Os projetos de indicação são apontados por cientistas políticos como um dos principais instrumentos usados pelos legisladores – estaduais e municipais de todo o País – para criação de uma conexão entre o mandato, a sociedade e o Poder Executivo, em que o parlamentar procura justificar seu mandato ao eleitorado, de forma mais imediata, diante das muitas dificuldades que encontra para legislar frente aos obstáculos impostos pelas constituições, federal e estadual, que dão muito mais competência ao Executivo de legislar do que ao próprio parlamento.

“Uma das causas dessa situação é, de fato, a limitação do Poder Legislativo de legislar sobre diversas matérias precisas na Constituição. E essa limitação é potencializada por interpretações equivocadas”, analisa o advogado Walmir Brelaz, da bancada do PT na Alepa, referindo-se à rejeição de projetos de lei que, se melhor estudados, poderiam ser aprovados pelo Legislativo sem incorrerem em inconstitucionalidade.

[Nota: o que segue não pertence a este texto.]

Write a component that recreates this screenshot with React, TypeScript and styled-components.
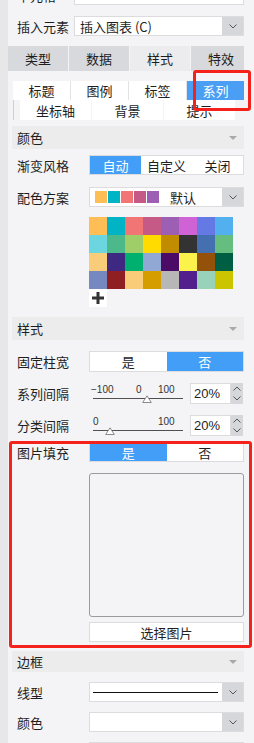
import React from "react";
import styled, { createGlobalStyle } from "styled-components";

const GlobalStyle = createGlobalStyle`
  html, body {
    margin: 0;
    padding: 0;
    background: #f4f4f6;
    overflow: hidden;
  }
  body {
    font-family: "Noto Sans CJK SC", "Noto Sans", sans-serif;
    font-size: 13px;
    color: #1e1e1e;
  }
`;

const Page = styled.div`
  display: flex;
  width: 254px;
  height: 743px;
  overflow: hidden;
`;

const LeftStrip = styled.div`
  width: 8px;
  flex-shrink: 0;
  background: #e7e7e9;
`;

const Panel = styled.div`
  width: 236px;
  display: flex;
  flex-direction: column;

  & > * {
    flex-shrink: 0;
  }
`;

const Row = styled.div<{ $top: number; $h?: number }>`
  display: flex;
  align-items: center;
  margin-left: 4px;
  margin-top: ${({ $top }) => $top}px;
  height: ${({ $h }) => $h ?? 20}px;
`;

const Label = styled.div<{ $w?: number }>`
  width: ${({ $w }) => $w ?? 77}px;
  padding-left: 5px;
  box-sizing: border-box;
  flex-shrink: 0;
  line-height: 1;
  white-space: nowrap;
`;

const Select = styled.div`
  flex: 1;
  height: 100%;
  display: flex;
  background: #fff;
  border: 1px solid #dcdcde;
  box-sizing: border-box;
`;

const SelectText = styled.div`
  flex: 1;
  display: flex;
  align-items: center;
  padding-left: 5px;
  font-size: 13px;
  white-space: nowrap;
  overflow: hidden;
`;

const DropBtn = styled.div`
  width: 21px;
  display: flex;
  align-items: center;
  justify-content: center;
  background: #d6d7db;
`;

const Tabs = styled.div`
  display: grid;
  grid-template-columns: repeat(4, 60px);
  gap: 1px;
  margin-top: 10px;
  height: 25px;
  overflow: hidden;
`;

const Tab = styled.div<{ $active?: boolean }>`
  display: flex;
  align-items: center;
  justify-content: center;
  background: ${({ $active }) => ($active ? "#ececee" : "#d8d9dd")};
  font-size: 13px;
`;

const SubTabs = styled.div`
  position: relative;
  margin-left: 5px;
  margin-top: 10px;
  width: 231px;
`;

const SubRow1 = styled.div`
  display: grid;
  grid-template-columns: repeat(4, 1fr);
  gap: 1px;
  height: 19px;
  background: #e3e3e6;
`;

const SubRow2 = styled.div`
  display: grid;
  grid-template-columns: repeat(3, 71px);
  gap: 1px;
  height: 20px;
  padding-left: 6px;
  border-left: 1px solid #cfcfd2;
`;

const SubTab = styled.div<{ $active?: boolean }>`
  display: flex;
  align-items: center;
  justify-content: center;
  background: ${({ $active }) => ($active ? "#4a9ff5" : "#fff")};
  color: ${({ $active }) => ($active ? "#fff" : "#1e1e1e")};
  font-size: 13px;
`;

const Highlight = styled.div`
  position: absolute;
  border: 3px solid #f5211b;
  border-radius: 3px;
  box-sizing: border-box;
  pointer-events: none;
`;

const SectionHeader = styled.div<{ $top: number; $h?: number }>`
  display: flex;
  align-items: center;
  justify-content: space-between;
  margin-left: 4px;
  margin-top: ${({ $top }) => $top}px;
  height: ${({ $h }) => $h ?? 23}px;
  padding: 0 7px 0 5px;
  background: #ececec;
  font-size: 13px;
`;

const Caret = styled.div`
  width: 0;
  height: 0;
  border-left: 4px solid transparent;
  border-right: 4px solid transparent;
  border-top: 4px solid #a9a9ab;
`;

const Segmented = styled.div`
  flex: 1;
  height: 100%;
  display: flex;
  background: #fff;
  border: 1px solid #dcdcde;
  box-sizing: border-box;
`;

const Segment = styled.div<{ $active?: boolean }>`
  flex: 1;
  display: flex;
  align-items: center;
  justify-content: center;
  background: ${({ $active }) => ($active ? "#439ef7" : "transparent")};
  color: ${({ $active }) => ($active ? "#fff" : "#1e1e1e")};
  font-size: 13px;
`;

const Swatch = styled.span<{ $c: string }>`
  width: 12px;
  height: 12px;
  margin-right: 1px;
  background: ${({ $c }) => $c};
  flex-shrink: 0;
`;

const SwatchName = styled.span`
  margin-left: 10px;
`;

const Palette = styled.div`
  display: grid;
  grid-template-columns: repeat(8, 18px);
  grid-auto-rows: 18px;
  margin-left: 81px;
  margin-top: 10px;
`;

const Cell = styled.div<{ $c: string }>`
  background: ${({ $c }) => $c};
`;

const AddBtn = styled.div`
  width: 18px;
  height: 18px;
  margin-left: 81px;
  background: #fff;
  display: flex;
  align-items: center;
  justify-content: center;
`;

const SliderBox = styled.div`
  position: relative;
  width: 94px;
  height: 100%;
  flex-shrink: 0;
`;

const Tick = styled.span`
  position: absolute;
  top: 2px;
  font-family: "Liberation Sans", Arial, sans-serif;
  font-size: 10px;
  line-height: 10px;
  color: #333;
`;

const Track = styled.div`
  position: absolute;
  left: 4px;
  width: 90px;
  top: 15px;
  height: 1px;
  background: #505050;
`;

const Thumb = styled.svg`
  position: absolute;
  top: 12px;
`;

const NumInput = styled.div`
  margin-left: 7px;
  width: 41px;
  height: 100%;
  background: #fff;
  border: 1px solid #dcdcde;
  box-sizing: border-box;
  display: flex;
  align-items: center;
  padding-left: 3px;
  font-family: "Liberation Sans", Arial, sans-serif;
  font-size: 13px;
`;

const Spinner = styled.div`
  width: 12px;
  height: 100%;
  background: #d6d7db;
  display: flex;
  flex-direction: column;
  align-items: center;
  justify-content: space-around;
`;

const FillGroup = styled.div`
  position: relative;
  margin-top: 6px;
  display: flex;
  flex-direction: column;
`;

const ImageBox = styled.div`
  margin-left: 81px;
  margin-top: 11px;
  height: 144px;
  border: 1px solid #9b9b9d;
  border-radius: 3px;
  box-sizing: border-box;
`;

const PickBtn = styled.div`
  margin-left: 81px;
  margin-top: 5px;
  height: 20px;
  background: #fff;
  border: 1px solid #dcdcde;
  box-sizing: border-box;
  display: flex;
  align-items: center;
  justify-content: center;
  font-size: 13px;
`;

const LineSample = styled.div`
  flex: 1;
  margin: 0 4px 0 3px;
  height: 1px;
  align-self: center;
  background: #111;
`;

const Chevron = ({ up }: { up?: boolean }) => (
  <svg width="8" height="5" viewBox="0 0 8 5">
    <polyline
      points={up ? "0.5,4.5 4,1 7.5,4.5" : "0.5,0.5 4,4 7.5,0.5"}
      fill="none"
      stroke="#555"
      strokeWidth="1"
    />
  </svg>
);

const Dropdown = ({ children }: { children?: React.ReactNode }) => (
  <Select>
    {children ?? <SelectText />}
    <DropBtn>
      <Chevron />
    </DropBtn>
  </Select>
);

const paletteColors = [
  "#ffbe55", "#00b3c5", "#f17575", "#c65a86", "#9c5fb4", "#cf63d6", "#6479e4", "#52b0ef",
  "#6bd6e0", "#4cb98b", "#9fcd68", "#ffdb00", "#c18c00", "#333333", "#4470b1", "#65bd7f",
  "#f9cc79", "#3e2882", "#00b06f", "#91a8d5", "#4b0b66", "#fbf24b", "#93510a", "#005f42",
  "#7589c0", "#8f1f22", "#f9cc79", "#d69d00", "#b7b7b7", "#531f8c", "#98d3b9", "#cbc500",
];

type SliderProps = { ticks: { text: string; left: number }[]; thumb: number };

const Slider = ({ ticks, thumb }: SliderProps) => (
  <SliderBox>
    {ticks.map((t) => (
      <Tick key={t.text} style={{ left: t.left }}>
        {t.text}
      </Tick>
    ))}
    <Track />
    <Thumb width="10" height="8" viewBox="0 0 10 8" style={{ left: thumb - 5 }}>
      <polygon points="5,0.8 9.3,7.5 0.7,7.5" fill="#fff" stroke="#8a8a8a" strokeWidth="1" />
    </Thumb>
  </SliderBox>
);

const NumberField = ({ value }: { value: string }) => (
  <>
    <NumInput>{value}</NumInput>
    <Spinner>
      <Chevron up />
      <Chevron />
    </Spinner>
  </>
);

export default function App() {
  return (
    <>
      <GlobalStyle />
      <Page>
        <LeftStrip />
        <Panel>
          <Row $top={-15}>
            <Label $w={62}>单元格</Label>
            <Select />
          </Row>
          <Row $top={11}>
            <Label $w={62}>插入元素</Label>
            <Dropdown>
              <SelectText>插入图表 (C)</SelectText>
            </Dropdown>
          </Row>

          <Tabs>
            <Tab>类型</Tab>
            <Tab>数据</Tab>
            <Tab $active>样式</Tab>
            <Tab>特效</Tab>
          </Tabs>

          <SubTabs>
            <SubRow1>
              <SubTab>标题</SubTab>
              <SubTab>图例</SubTab>
              <SubTab>标签</SubTab>
              <SubTab $active>系列</SubTab>
            </SubRow1>
            <SubRow2>
              <SubTab>坐标轴</SubTab>
              <SubTab>背景</SubTab>
              <SubTab>提示</SubTab>
            </SubRow2>
            <Highlight style={{ left: 180, top: -11, width: 58, height: 41 }} />
          </SubTabs>

          <SectionHeader $top={6}>
            颜色
            <Caret />
          </SectionHeader>
          <Row $top={6}>
            <Label>渐变风格</Label>
            <Segmented>
              <Segment $active>自动</Segment>
              <Segment>自定义</Segment>
              <Segment>关闭</Segment>
            </Segmented>
          </Row>
          <Row $top={12}>
            <Label>配色方案</Label>
            <Dropdown>
              <SelectText>
                {paletteColors.slice(0, 5).map((c, i) => (
                  <Swatch key={i} $c={c} />
                ))}
                <SwatchName>默认</SwatchName>
              </SelectText>
            </Dropdown>
          </Row>
          <Palette>
            {paletteColors.map((c, i) => (
              <Cell key={i} $c={c} />
            ))}
          </Palette>
          <AddBtn>
            <svg width="12" height="12" viewBox="0 0 12 12">
              <rect x="0" y="4.5" width="12" height="3" fill="#333" />
              <rect x="4.5" y="0" width="3" height="12" fill="#333" />
            </svg>
          </AddBtn>

          <SectionHeader $top={10}>
            样式
            <Caret />
          </SectionHeader>
          <Row $top={11} $h={21}>
            <Label>固定柱宽</Label>
            <Segmented>
              <Segment>是</Segment>
              <Segment $active>否</Segment>
            </Segmented>
          </Row>
          <Row $top={11} $h={21}>
            <Label>系列间隔</Label>
            <Slider
              ticks={[
                { text: "−100", left: 2 },
                { text: "0", left: 47 },
                { text: "100", left: 69 },
              ]}
              thumb={58}
            />
            <NumberField value="20%" />
          </Row>
          <Row $top={11} $h={21}>
            <Label>分类间隔</Label>
            <Slider
              ticks={[
                { text: "0", left: 4 },
                { text: "100", left: 69 },
              ]}
              thumb={21}
            />
            <NumberField value="20%" />
          </Row>

          <FillGroup>
            <Row $top={0}>
              <Label>图片填充</Label>
              <Segmented>
                <Segment $active>是</Segment>
                <Segment>否</Segment>
              </Segmented>
            </Row>
            <ImageBox />
            <PickBtn>选择图片</PickBtn>
            <Highlight style={{ left: 1, top: -1, right: -8, bottom: -6 }} />
          </FillGroup>

          <SectionHeader $top={9} $h={21}>
            边框
            <Caret />
          </SectionHeader>
          <Row $top={10}>
            <Label>线型</Label>
            <Dropdown>
              <LineSample />
            </Dropdown>
          </Row>
          <Row $top={10}>
            <Label>颜色</Label>
            <Dropdown />
          </Row>
          <Row $top={10}>
            <Label />
            <Dropdown />
          </Row>
        </Panel>
      </Page>
    </>
  );
}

Entre os equívocos, exemplifica Brelaz, está a rejeição de matérias que legislam sobre tarifas de energia e de água diante do entendimento da maioria dos deputados de que esse assunto é de competência da União. “Quando, na verdade, está tratando de Direito do Consumidor, de iniciativa também parlamentar”, diz o advogado, que também considera um equívoco a derrubada de projetos de lei que dão atribuição a secretarias sobre assuntos inerentes à própria pasta.

Outros projetos que costumam ser rejeitados pela Alepa são os que mexem com lei tributária. “Mas o próprio Supremo Tribunal Federal já decidiu que deputado pode legislar sobre direito tributário e até em casos de aumento de despesa, quando previsto em orçamento. Mas são rejeitados internamente”, diz Brelaz.

É por essas e outras razões, avalia o advogado, que o parlamentar “socorre-se do indicativo” para ver executado aquilo que se comprometeu com a sociedade apesar dos papeis do Legislativo e Executivo estarem bem definidos na Constituição.